Keşke AK Parti, insan hakları ve azınlıklar konusundaki o politikalarını sürdürebilseydi ve Türkiye demokrasi mücadelesinde birinci lige çıkabilseydi. Ancak barış sürecinin çöküşü ve Kürt meselesinin çözüme kavuşturulmamış olması, pek çok şeyi yarıda bıraktı. Kanımca iki önemli olay Türkiye’yi ve ülkedeki demokrasi mücadelesini büyük oranda sarstı: (1) 7 Haziran 2015 seçimlerinden sonra PKK’nin tekrar şiddete yönelmesi. (2) 15 Temmuz darbesi.  

 

Eğer 15 Temmuz darbesinden sonra bile PKK, Türkiye’deki demokrasi mücadelesine bir şans tanımış olup şiddeti bir kenara bırakabilseydi, bugün yine memleket çok daha iyi bir durumda olurdu. Ancak, ayakları ve gövdesi Kürt, lâkin başı kimi zaman Kemalist, kimi zaman Baasçı, kimi zaman İran destekçisi olan PKK, Türkiye’de Türk ve Kürt halklarının çıkarına olabilecek sağlıklı bir politika geliştiremedi. En son hendek siyaseti ile, Kürt halkının kırk yılda sivil  siyaset yoluyla elde ettiklerini  tamamen heder edip HDP’yi de etkisizleştirdikten sonra, şimdi de Irak Kürtlerinin bağımsızlığının karşısına dikilmekte.

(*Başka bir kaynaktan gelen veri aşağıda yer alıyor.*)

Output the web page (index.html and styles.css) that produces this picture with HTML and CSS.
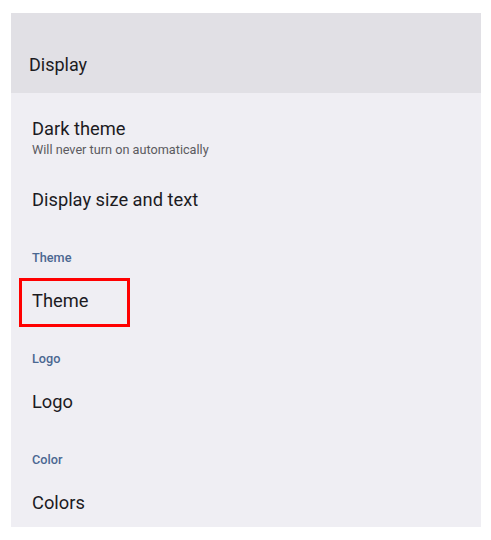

Yurttaşlık Derneği Başkanı sevgili Ümit Fırat’ı aradım.  “Abi” dedim, bildiğim kadarıyla zamanında, Cumhurbaşkanı Erdoğan da sizin toplantılara katılmıştı. Şimdi ne oldu da birden bire sanki yasa dışı bir örgütmüş gibi bir muameleye tabi tutuldunuz? Ümit abi gülerek şöyle dedi: “Doğrudur. Yıllar önce, Sayın Erdoğan cezaevinden çıktıktan sonra, kendisi de bir insan hakları mağduru olarak bizim bir toplantımıza katılmıştı. O zaman bizler ‘Modernite ve Çok Kültürlülük’ adlı bir proje yürütüyorduk. Sayın Erdoğan toplantıya geldiğinde ben kendim en arkada oturuyordum. O da en arkaya gelip benim yanıma oturunca, bir arkadaşımız şakalaşarak, ‘Başkan yine halkın yanına oturdu’ dedi. Sayın Erdoğan da gülerek, ‘biz her zaman halkın yanında oluruz’ dedi. Toplantıda rahmetli Hrant Dink ve Sevan Nişanyan da vardı. Ben bir ara  ‘biz Kürtler’ diye bir kavram kullanınca, bir akademisyen arkadaşımız, ‘neden ayrımcılık yapıyorsunuz’ diye karşı çıktı. Ben de kendisine ‘bizim adlarımız Ahmet, Mehmet, Ümit… Türk kardeşlerimizinkiyle aynı. Şayet Hrant, Sevan şeklinde olsaydı, o durumda biz Kürtler demeye gerek kalmazdı’ dedim. Tabii bizim toplantılarımıza Sayın Abdullah Gül de katıldı ve bizler Sayın Beşir Atalay ile birlikte Türkiye’de insan haklarının iyileştirilmesi anlamında çok güzel şeyler yaptık.”

 

Sonuç olarak insan hakları örgütleri, dünyanın her tarafında sivil toplum ve sivil siyasetin güçlenmesine hizmet eder.  Çünkü insan hakları örgütleri ve güçlü sivil toplum kuruluşları demokrasinin en büyük güvencesini oluşturur.  15 Temmuz darbesi Türkiye demokrasisine vurulmuş bir darbeydi. Bu darbenin panzehirinin güçlü sivil toplum kuruluşları olduğu gerçeğini hükümet gözden kaçırmamalıdır.